住民主導で他地域に 先駆けた合意形成

花露辺地区の高台から。防潮堤がなく海が一望できる
行政と住民、その前に必要なのが、地区住民の中での合意形成だろう。しかし、個々の事情と心情を汲みつつ話し合いで意見を一つにまとめるのは、当然ながら難しく時間がかかる。それが花露辺地区は、行政側が動き出すよりも早く地区住民内での意志がまとめられ、震災から3ヶ月経たない6月1日の時点で、市に要望書を出すに至っている。被災市町村からの復興計画が出揃ったのが12月であることを考えると、実に半年近く先行している。
このような早さを可能にしたのはコミュニティの結束と、自治会を中心とした強いリーダーシップにある。68世帯と小規模であることも大な理由だが、もともと他地区に「あそこは特別」と言われる程まとまりが強いことで有名だった。
復興計画に示された 暮らし方のビジョン
海に面した花露辺地区は震災前から防潮堤を作っておらず、今回の復興計画でも防潮堤を不要とした。標高16メートルの地点に道路を作り、その外側を盛り土することでこれが実質的な防潮堤の役割を果たす。住民の多くが生業にする漁業への利便性を失わずに、海が見える景観を保つまちづくりだ。
下村自治会長は「防潮堤で海が見えないのは逆に危ない。防潮堤がないことで『まず逃げる』意識を持続できる。ここの避難訓練では年寄りも皆本気で走る」と話す。震災前、防災訓練に参加する住民は8割。津波で68世帯中25世帯が流される被害に合いながら、亡くなったのは1人だった。
花露辺の結束力は「自治」にあり、自治は昔から受け継がれた「文化」にある。例えば、住民共有の財産として山を所有し、植林や間伐を皆で行う。漁に関しても、収穫を船主が4割、残り6割を船員で等しく分けるという独自の「大仲(おおなか)」というシステムが今も受け継がれる。「協力する方が、個々で競うよりも結果としてたくさん獲れる」と下村自治会長は話す。

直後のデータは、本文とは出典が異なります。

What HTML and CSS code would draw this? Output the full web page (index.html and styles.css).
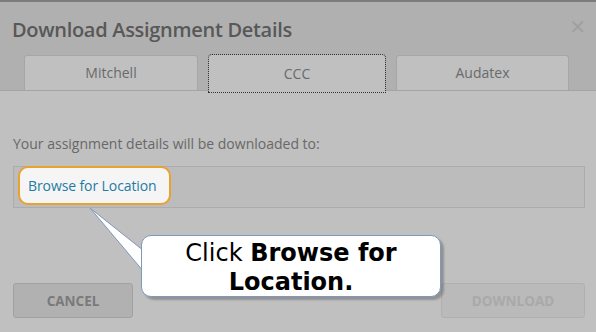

どのような暮らし方が自分たちにとって豊かなのか。毎日海を眺め、皆で漁に出る生活を選んだ花露辺地区の復興計画にはそのイメージが明確に映されている。
何度でも立ち止まり 納得のいく復興計画を

花露辺地区における高台移転計画の概要
住居を無くした人の多くは将来への見通しに不安を募らせるが、最重要なのは早さだろうか。大槌の仮設住宅に入った地元住民は言った。「急がば回れ。計画が遅れてもいいから、私たちに希望を見せて欲しい」。